Front-end source files
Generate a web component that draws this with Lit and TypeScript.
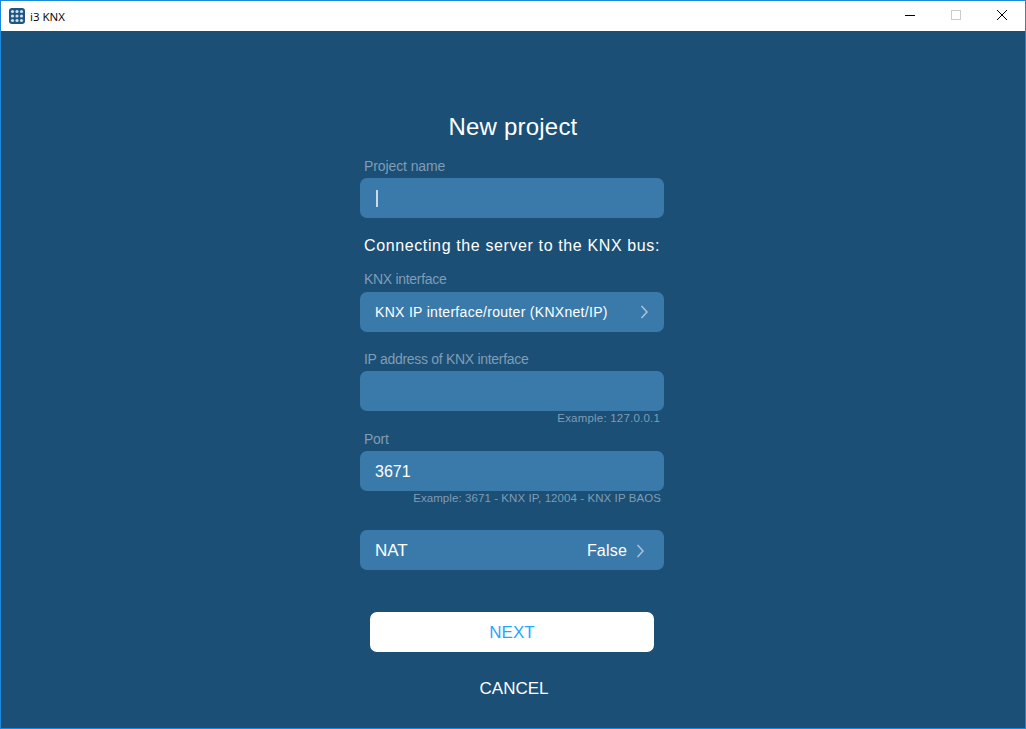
import { LitElement, html, css, svg } from "lit";
import { customElement } from "lit/decorators.js";

const chevron = svg`<path d="M1.5 1 L7 7 L1.5 13" fill="none" stroke="#a9c4da" stroke-width="1.5"/>`;

@customElement("app-root")
export class AppRoot extends LitElement {
  static styles = css`
    :host {
      display: block;
      width: 1026px;
      height: 729px;
      font-family: "Liberation Sans", Arial, sans-serif;
    }
    .window {
      box-sizing: border-box;
      width: 1026px;
      height: 729px;
      border: 1px solid #1b88dc;
      display: flex;
      flex-direction: column;
      background: #1b4f75;
      overflow: hidden;
    }
    .titlebar {
      height: 30px;
      flex: none;
      background: #fff;
      display: flex;
      align-items: center;
    }
    .app-icon {
      margin-left: 8px;
      width: 16px;
      height: 16px;
      flex: none;
    }
    .app-title {
      margin-left: 5px;
      font-size: 11.5px;
      color: #000;
      font-family: "Open Sans", "Liberation Sans", sans-serif;
    }
    .controls {
      margin-left: auto;
      display: flex;
    }
    .ctrl {
      width: 46px;
      height: 30px;
      box-sizing: border-box;
      padding-bottom: 2px;
      display: flex;
      align-items: center;
      justify-content: center;
    }
    .form {
      flex: 1;
      display: flex;
      flex-direction: column;
      align-items: center;
      padding: 81px 2px 0 0;
    }
    .col {
      width: 304px;
      display: flex;
      flex-direction: column;
    }
    h1 {
      margin: 0;
      padding-left: 2px;
      font-size: 24px;
      line-height: 30px;
      font-weight: 400;
      letter-spacing: 0.2px;
      color: #fff;
      text-align: center;
    }
    .label {
      height: 20px;
      line-height: 20px;
      font-size: 14px;
      letter-spacing: -0.3px;
      color: #7f9db5;
      padding-left: 4px;
    }
    .label.wide { letter-spacing: -0.1px; }
    .field {
      height: 40px;
      box-sizing: border-box;
      background: #3a7aaa;
      border-radius: 7px;
      color: #fff;
      font-size: 16px;
      display: flex;
      align-items: center;
      padding: 1px 15px 0;
    }
    .field.small {
      font-size: 14px;
      letter-spacing: 0.3px;
      padding-top: 0;
    }
    .caret {
      width: 2px;
      height: 17px;
      background: #c9dbe8;
      margin-left: 1px;
    }
    .chev {
      width: 9px;
      height: 14px;
      flex: none;
      margin-left: auto;
    }
    .value {
      margin-left: auto;
      letter-spacing: 0.2px;
    }
    .value + .chev { margin-left: 9px; margin-right: 4px; }
    .nat { font-size: 17px; }
    .section {
      height: 20px;
      line-height: 20px;
      font-size: 16px;
      letter-spacing: 0.62px;
      color: #fff;
      padding-left: 4px;
      white-space: nowrap;
    }
    .hint {
      height: 14px;
      line-height: 14px;
      font-size: 11.5px;
      letter-spacing: 0.08px;
      color: #7f9db5;
      text-align: right;
      padding-right: 3px;
      white-space: nowrap;
    }
    .hint.short {
      letter-spacing: 0.2px;
      padding-right: 4px;
    }
    .next {
      width: 284px;
      height: 40px;
      box-sizing: border-box;
      padding-top: 1px;
      align-self: center;
      background: #fff;
      border-radius: 7px;
      color: #1fa8ff;
      font-size: 17px;
      display: flex;
      align-items: center;
      justify-content: center;
    }
    .cancel {
      height: 20px;
      line-height: 22px;
      font-size: 17px;
      padding-left: 4px;
      color: #fff;
      text-align: center;
    }
    .mt-2 { margin-top: 2px; }
    .mt-3 { margin-top: 3px; }
    .mt-4 { margin-top: 4px; }
    .mt-13 { margin-top: 13px; }
    .mt-14 { margin-top: 14px; }
    .mt-17 { margin-top: 17px; }
    .mt-18 { margin-top: 18px; }
    .mt-25 { margin-top: 25px; }
    .mt-26 { margin-top: 26px; }
    .mt-42 { margin-top: 42px; }
  `;

  render() {
    return html`
      <div class="window">
        <div class="titlebar">
          <svg class="app-icon" viewBox="0 0 16 16">
            <rect width="16" height="16" rx="3" fill="#1f5680" />
            ${[3.5, 8, 12.5].flatMap((y) =>
              [3.5, 8, 12.5].map(
                (x) => svg`<circle cx=${x} cy=${y} r="1.6" fill="#cfe0ec" />`
              )
            )}
          </svg>
          <span class="app-title">i3 KNX</span>
          <div class="controls">
            <div class="ctrl">
              <svg width="10" height="10" viewBox="0 0 10 10"><path d="M0 5.5H10" stroke="#000" stroke-width="1" /></svg>
            </div>
            <div class="ctrl">
              <svg width="10" height="10" viewBox="0 0 10 10"><rect x=".5" y=".5" width="9" height="9" fill="none" stroke="#ccc" /></svg>
            </div>
            <div class="ctrl">
              <svg width="12" height="12" viewBox="0 0 12 12"><path d="M1 1L11 11M11 1L1 11" stroke="#000" stroke-width="1" fill="none" /></svg>
            </div>
          </div>
        </div>
        <div class="form">
          <div class="col">
            <h1>New project</h1>
            <div class="label wide mt-14">Project name</div>
            <div class="field mt-2"><span class="caret"></span></div>
            <div class="section mt-18">Connecting the server to the KNX bus:</div>
            <div class="label mt-13">KNX interface</div>
            <div class="field small mt-3">
              <span>KNX IP interface/router (KNXnet/IP)</span>
              <svg class="chev" viewBox="0 0 9 14">${chevron}</svg>
            </div>
            <div class="label mt-17">IP address of KNX interface</div>
            <div class="field mt-2"></div>
            <div class="hint short">Example: 127.0.0.1</div>
            <div class="label mt-4">Port</div>
            <div class="field mt-2">3671</div>
            <div class="hint">Example: 3671 - KNX IP, 12004 - KNX IP BAOS</div>
            <div class="field mt-25">
              <span class="nat">NAT</span>
              <span class="value">False</span>
              <svg class="chev" viewBox="0 0 9 14">${chevron}</svg>
            </div>
            <div class="next mt-42">NEXT</div>
            <div class="cancel mt-26">CANCEL</div>
          </div>
        </div>
      </div>
    `;
  }
}
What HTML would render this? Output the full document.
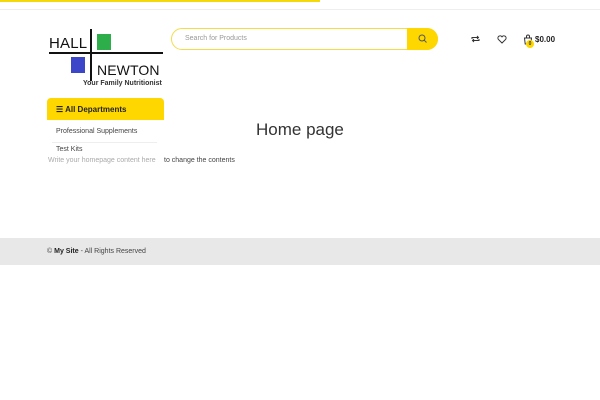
<!DOCTYPE html>
<html><head><style>
*{margin:0;padding:0;box-sizing:border-box}
body{width:600px;height:400px;background:#fff;font-family:"Liberation Sans",sans-serif;position:relative;overflow:hidden;color:#333}
.a{position:absolute}
</style></head><body>
<div class="a" style="left:0;top:0;width:320px;height:2px;background:#f5d90a"></div>
<div class="a" style="left:0;top:9px;width:600px;height:1px;background:#eee"></div>
<!-- logo -->
<div class="a" style="left:49px;top:35px;font-size:15px;color:#111;letter-spacing:0.2px">HALL</div>
<div class="a" style="left:90px;top:29px;width:2px;height:52px;background:#111"></div>
<div class="a" style="left:49px;top:52px;width:114px;height:2px;background:#111"></div>
<div class="a" style="left:97px;top:34px;width:14px;height:16px;background:#2eae4a"></div>
<div class="a" style="left:71px;top:57px;width:14px;height:16px;background:#3b46c8"></div>
<div class="a" style="left:97px;top:62px;font-size:14px;color:#111;letter-spacing:0.1px">NEWTON</div>
<div class="a" style="left:83px;top:80px;font-size:7px;font-weight:bold;color:#333">Your Family Nutritionist</div>
<!-- departments -->
<div class="a" style="left:47px;top:98px;width:117px;height:22px;background:#fed700;border-radius:4px 4px 0 0;font-size:8px;font-weight:bold;padding:7px 0 0 9px;color:#222">&#9776; All Departments</div>
<div class="a" style="left:56px;top:128px;font-size:7px;color:#444">Professional Supplements</div>
<div class="a" style="left:52px;top:142px;width:105px;height:1px;background:#eee"></div>
<div class="a" style="left:56px;top:146px;font-size:7px;color:#444">Test Kits</div>
<div class="a" style="left:48px;top:157px;font-size:7px;color:#aaa">Write your homepage content here</div>
<div class="a" style="left:164px;top:157px;font-size:7px;color:#444">to change the contents</div>
<!-- search -->
<div class="a" style="left:171px;top:28px;width:267px;height:22px;border:1.5px solid #f3dc4a;border-radius:11px;background:#fff"></div>
<div class="a" style="left:407px;top:28px;width:31px;height:22px;background:#fed700;border-radius:0 11px 11px 0"></div>
<svg class="a" style="left:418px;top:34px" width="9" height="9" viewBox="0 0 9 9"><circle cx="4" cy="4" r="3" fill="none" stroke="#555" stroke-width="1"/><path d="M6.2 6.2L8.5 8.5" stroke="#555"/></svg>
<div class="a" style="left:185px;top:35px;font-size:7px;color:#999">Search for Products</div>
<!-- icons -->
<svg class="a" style="left:471px;top:35px" width="9" height="8" viewBox="0 0 9 8"><path d="M1 4V2.5h6.5M6 1l1.5 1.5L6 4M8 4v1.5H1.5M3 7L1.5 5.5 3 4" fill="none" stroke="#333" stroke-width="1"/></svg>
<svg class="a" style="left:497px;top:35px" width="10" height="9" viewBox="0 0 10 9"><path d="M5 8L1.3 4.3A2 2 0 0 1 5 1.8 2 2 0 0 1 8.7 4.3Z" fill="none" stroke="#333" stroke-width="1"/></svg>
<svg class="a" style="left:523px;top:34px" width="10" height="11" viewBox="0 0 10 11"><path d="M1.5 4h7l-.7 6h-5.6Z M3.5 4V2.5a1.5 1.5 0 0 1 3 0V4" fill="none" stroke="#333" stroke-width="1"/></svg>
<div class="a" style="left:526px;top:40px;width:8px;height:8px;border-radius:50%;background:#fed700;font-size:5px;text-align:center;line-height:8px;font-weight:bold">0</div>
<div class="a" style="left:535px;top:35px;font-size:8px;font-weight:bold;color:#222">$0.00</div>
<!-- content -->
<div class="a" style="left:256px;top:120px;font-size:17px;color:#333">Home page</div>
<!-- footer -->
<div class="a" style="left:0;top:238px;width:600px;height:27px;background:#e8e8e8"></div>
<div class="a" style="left:47px;top:248px;font-size:7px;color:#444">© <b style="color:#222">My Site</b> - All Rights Reserved</div>
</body></html>
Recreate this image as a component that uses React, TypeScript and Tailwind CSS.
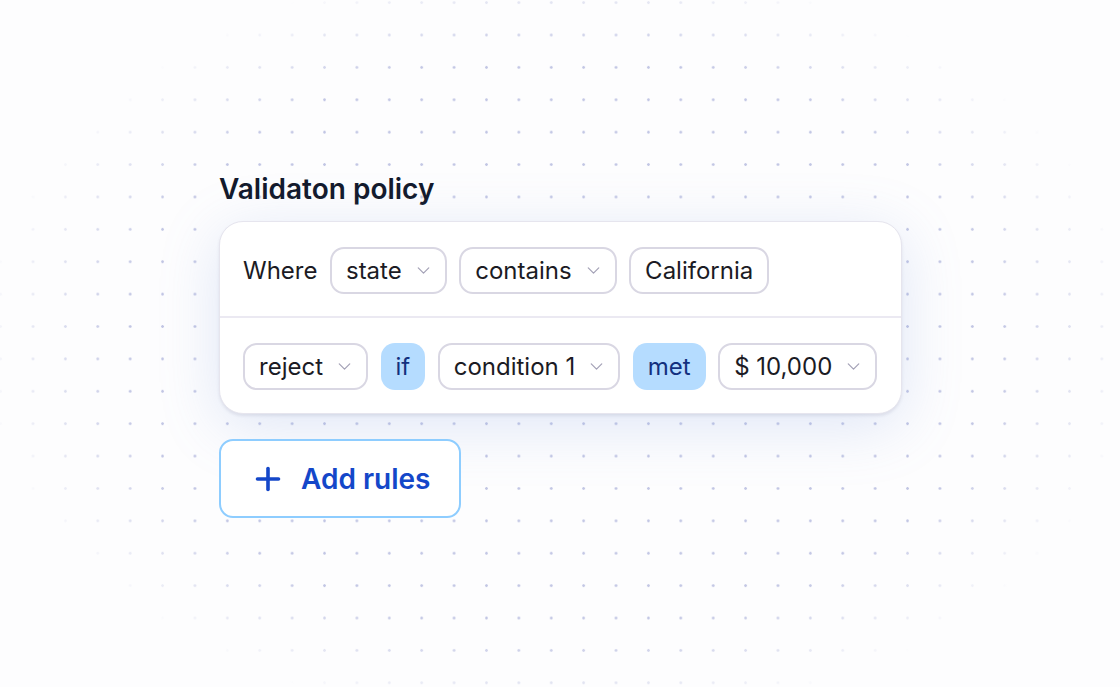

> **DIRECTIONS FOR THIS TASK**
All lines from the start of the entries through the one with "1 L7 7 L1.5" are to be output exactly; omit the pictures.

> **EXPECTED ANSWER**
Generate a web component that draws this with Lit and TypeScript.
import { LitElement, html, css, svg } from "lit";
import { customElement } from "lit/decorators.js";

const chevron = svg`<path d="M1.5 1 L7 7 L1.5 13" fill="none" stroke="#a9c4da" stroke-width="1.5"/>`;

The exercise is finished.